**Supplied data:**

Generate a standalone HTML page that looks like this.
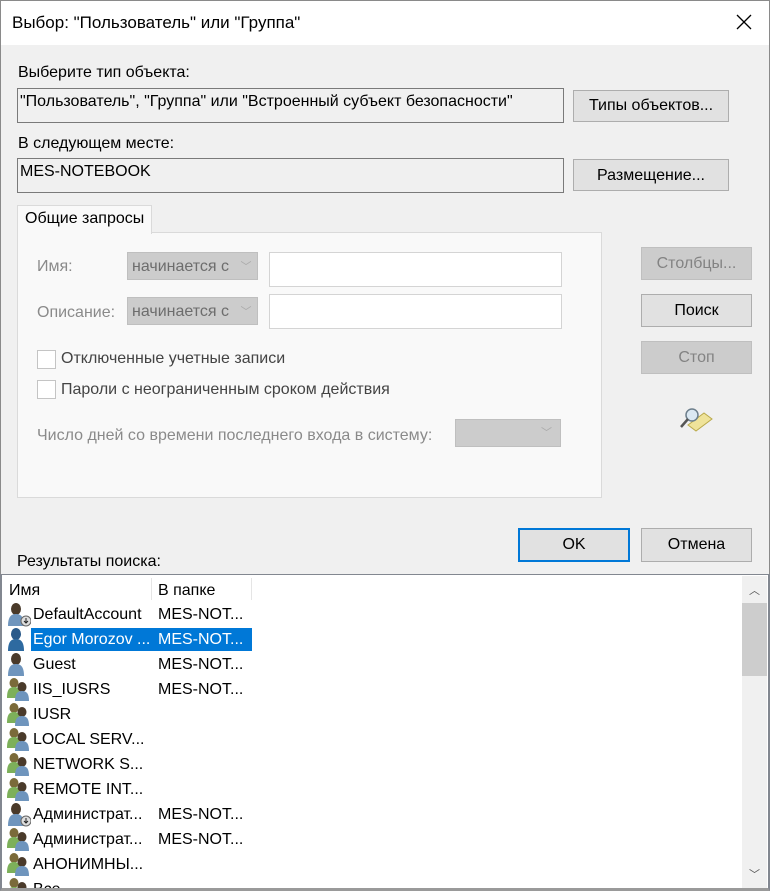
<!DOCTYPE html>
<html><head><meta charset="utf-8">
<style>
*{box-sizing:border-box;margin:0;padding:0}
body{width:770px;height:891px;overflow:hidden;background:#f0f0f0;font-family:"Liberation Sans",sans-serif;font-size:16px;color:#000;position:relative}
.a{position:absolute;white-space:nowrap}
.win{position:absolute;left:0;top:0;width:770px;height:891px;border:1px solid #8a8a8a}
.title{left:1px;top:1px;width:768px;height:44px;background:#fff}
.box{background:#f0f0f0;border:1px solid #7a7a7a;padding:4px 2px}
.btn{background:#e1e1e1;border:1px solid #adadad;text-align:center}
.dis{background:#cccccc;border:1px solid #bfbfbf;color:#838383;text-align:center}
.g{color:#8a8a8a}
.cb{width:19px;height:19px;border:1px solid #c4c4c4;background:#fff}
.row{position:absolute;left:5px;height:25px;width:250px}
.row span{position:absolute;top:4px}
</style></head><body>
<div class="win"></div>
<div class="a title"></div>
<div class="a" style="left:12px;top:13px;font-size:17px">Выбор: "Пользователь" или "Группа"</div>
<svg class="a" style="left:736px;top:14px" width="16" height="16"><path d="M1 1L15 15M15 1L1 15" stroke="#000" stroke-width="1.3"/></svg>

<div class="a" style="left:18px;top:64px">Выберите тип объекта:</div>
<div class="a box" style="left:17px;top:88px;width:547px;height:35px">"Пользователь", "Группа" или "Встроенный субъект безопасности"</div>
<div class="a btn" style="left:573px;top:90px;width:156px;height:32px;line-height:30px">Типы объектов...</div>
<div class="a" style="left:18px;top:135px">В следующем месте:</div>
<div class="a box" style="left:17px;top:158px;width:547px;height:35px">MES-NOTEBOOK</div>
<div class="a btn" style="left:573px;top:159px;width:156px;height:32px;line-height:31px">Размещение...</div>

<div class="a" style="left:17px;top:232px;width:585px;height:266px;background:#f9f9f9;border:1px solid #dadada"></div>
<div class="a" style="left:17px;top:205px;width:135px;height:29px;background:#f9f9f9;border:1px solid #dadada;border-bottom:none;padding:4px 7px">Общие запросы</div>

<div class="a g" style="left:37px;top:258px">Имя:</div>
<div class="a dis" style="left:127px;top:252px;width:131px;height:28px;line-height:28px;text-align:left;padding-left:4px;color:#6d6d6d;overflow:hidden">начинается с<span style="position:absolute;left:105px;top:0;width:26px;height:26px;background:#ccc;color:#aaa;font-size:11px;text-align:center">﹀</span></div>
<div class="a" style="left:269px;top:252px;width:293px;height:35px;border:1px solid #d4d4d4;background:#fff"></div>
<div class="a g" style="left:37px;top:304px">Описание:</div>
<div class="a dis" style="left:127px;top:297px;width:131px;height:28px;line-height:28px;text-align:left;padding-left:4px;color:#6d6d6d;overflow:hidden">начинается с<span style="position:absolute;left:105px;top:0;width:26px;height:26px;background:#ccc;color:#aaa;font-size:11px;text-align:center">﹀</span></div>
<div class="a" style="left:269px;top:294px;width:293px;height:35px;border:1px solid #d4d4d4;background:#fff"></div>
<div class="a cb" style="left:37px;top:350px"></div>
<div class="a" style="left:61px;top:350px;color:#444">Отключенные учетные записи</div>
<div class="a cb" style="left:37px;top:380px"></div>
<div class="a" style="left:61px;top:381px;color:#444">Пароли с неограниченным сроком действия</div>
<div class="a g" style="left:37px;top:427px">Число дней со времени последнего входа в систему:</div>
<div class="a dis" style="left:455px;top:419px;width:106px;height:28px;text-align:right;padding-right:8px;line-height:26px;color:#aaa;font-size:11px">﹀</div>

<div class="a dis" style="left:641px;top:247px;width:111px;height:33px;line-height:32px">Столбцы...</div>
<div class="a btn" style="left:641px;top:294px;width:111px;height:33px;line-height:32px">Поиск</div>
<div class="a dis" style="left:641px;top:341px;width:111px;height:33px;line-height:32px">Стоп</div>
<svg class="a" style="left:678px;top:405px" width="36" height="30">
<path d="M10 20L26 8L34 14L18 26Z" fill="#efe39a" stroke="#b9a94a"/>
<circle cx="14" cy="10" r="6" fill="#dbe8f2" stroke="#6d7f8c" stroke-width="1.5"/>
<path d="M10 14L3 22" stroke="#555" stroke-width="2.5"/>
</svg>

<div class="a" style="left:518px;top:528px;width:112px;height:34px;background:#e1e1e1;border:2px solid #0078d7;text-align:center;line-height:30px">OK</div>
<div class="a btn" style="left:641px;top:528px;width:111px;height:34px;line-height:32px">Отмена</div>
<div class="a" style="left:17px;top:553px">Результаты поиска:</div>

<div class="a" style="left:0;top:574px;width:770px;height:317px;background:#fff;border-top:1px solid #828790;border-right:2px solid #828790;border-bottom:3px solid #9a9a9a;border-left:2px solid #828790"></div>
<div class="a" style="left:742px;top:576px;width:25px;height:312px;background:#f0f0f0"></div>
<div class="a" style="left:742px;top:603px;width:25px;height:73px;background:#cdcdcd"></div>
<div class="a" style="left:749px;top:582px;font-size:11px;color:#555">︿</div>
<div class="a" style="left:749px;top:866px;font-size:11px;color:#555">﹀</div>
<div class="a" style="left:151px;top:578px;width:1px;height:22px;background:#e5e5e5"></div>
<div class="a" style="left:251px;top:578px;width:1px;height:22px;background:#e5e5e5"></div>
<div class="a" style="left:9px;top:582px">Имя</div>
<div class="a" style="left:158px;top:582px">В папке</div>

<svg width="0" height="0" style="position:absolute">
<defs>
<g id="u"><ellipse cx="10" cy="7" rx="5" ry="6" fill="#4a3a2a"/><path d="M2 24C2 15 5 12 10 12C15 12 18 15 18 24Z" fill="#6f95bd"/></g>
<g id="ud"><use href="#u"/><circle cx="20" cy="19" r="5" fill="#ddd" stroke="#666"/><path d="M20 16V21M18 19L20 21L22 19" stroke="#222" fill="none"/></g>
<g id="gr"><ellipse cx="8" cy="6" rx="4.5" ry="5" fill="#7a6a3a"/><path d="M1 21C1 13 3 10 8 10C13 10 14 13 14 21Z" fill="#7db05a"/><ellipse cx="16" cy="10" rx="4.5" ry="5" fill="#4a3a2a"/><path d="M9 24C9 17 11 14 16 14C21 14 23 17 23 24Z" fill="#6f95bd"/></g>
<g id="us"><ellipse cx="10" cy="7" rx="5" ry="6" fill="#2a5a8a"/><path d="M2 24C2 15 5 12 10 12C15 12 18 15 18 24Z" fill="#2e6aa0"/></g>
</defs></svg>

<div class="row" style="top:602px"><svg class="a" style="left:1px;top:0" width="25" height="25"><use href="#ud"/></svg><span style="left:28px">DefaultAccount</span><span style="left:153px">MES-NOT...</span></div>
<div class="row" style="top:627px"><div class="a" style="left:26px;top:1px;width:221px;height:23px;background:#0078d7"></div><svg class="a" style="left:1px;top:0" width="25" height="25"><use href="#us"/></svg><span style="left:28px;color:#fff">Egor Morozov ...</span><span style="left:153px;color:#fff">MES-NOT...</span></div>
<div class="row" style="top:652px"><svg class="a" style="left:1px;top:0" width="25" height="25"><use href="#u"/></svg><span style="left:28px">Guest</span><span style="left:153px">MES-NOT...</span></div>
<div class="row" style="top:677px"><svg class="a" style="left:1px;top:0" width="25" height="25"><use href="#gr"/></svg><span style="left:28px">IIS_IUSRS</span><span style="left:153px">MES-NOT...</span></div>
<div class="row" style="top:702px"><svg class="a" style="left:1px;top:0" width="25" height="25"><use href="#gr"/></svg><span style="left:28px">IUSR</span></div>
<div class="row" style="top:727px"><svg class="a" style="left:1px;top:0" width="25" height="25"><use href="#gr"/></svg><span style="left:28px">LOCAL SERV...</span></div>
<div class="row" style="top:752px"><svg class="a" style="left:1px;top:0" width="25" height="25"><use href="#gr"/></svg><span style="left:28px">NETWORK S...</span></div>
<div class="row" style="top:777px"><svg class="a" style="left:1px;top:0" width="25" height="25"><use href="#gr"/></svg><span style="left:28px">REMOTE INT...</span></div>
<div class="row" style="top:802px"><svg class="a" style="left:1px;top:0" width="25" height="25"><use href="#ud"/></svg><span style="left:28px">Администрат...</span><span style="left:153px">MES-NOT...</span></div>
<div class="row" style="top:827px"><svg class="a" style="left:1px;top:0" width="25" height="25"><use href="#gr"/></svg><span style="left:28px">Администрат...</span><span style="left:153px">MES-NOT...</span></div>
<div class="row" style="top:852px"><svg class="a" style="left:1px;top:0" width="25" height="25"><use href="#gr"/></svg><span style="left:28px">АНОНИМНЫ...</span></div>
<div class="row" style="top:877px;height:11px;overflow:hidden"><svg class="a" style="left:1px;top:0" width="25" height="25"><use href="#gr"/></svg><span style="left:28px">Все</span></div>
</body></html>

**What is expected:**
Would you reproduce the lines above, from the very first through the line containing "1L15 15M15 1L1", exactly and without the pictures?

**Exercise answer:**
Generate a standalone HTML page that looks like this.
<!DOCTYPE html>
<html><head><meta charset="utf-8">
<style>
*{box-sizing:border-box;margin:0;padding:0}
body{width:770px;height:891px;overflow:hidden;background:#f0f0f0;font-family:"Liberation Sans",sans-serif;font-size:16px;color:#000;position:relative}
.a{position:absolute;white-space:nowrap}
.win{position:absolute;left:0;top:0;width:770px;height:891px;border:1px solid #8a8a8a}
.title{left:1px;top:1px;width:768px;height:44px;background:#fff}
.box{background:#f0f0f0;border:1px solid #7a7a7a;padding:4px 2px}
.btn{background:#e1e1e1;border:1px solid #adadad;text-align:center}
.dis{background:#cccccc;border:1px solid #bfbfbf;color:#838383;text-align:center}
.g{color:#8a8a8a}
.cb{width:19px;height:19px;border:1px solid #c4c4c4;background:#fff}
.row{position:absolute;left:5px;height:25px;width:250px}
.row span{position:absolute;top:4px}
</style></head><body>
<div class="win"></div>
<div class="a title"></div>
<div class="a" style="left:12px;top:13px;font-size:17px">Выбор: "Пользователь" или "Группа"</div>
<svg class="a" style="left:736px;top:14px" width="16" height="16"><path d="M1 1L15 15M15 1L1 15" stroke="#000" stroke-width="1.3"/></svg>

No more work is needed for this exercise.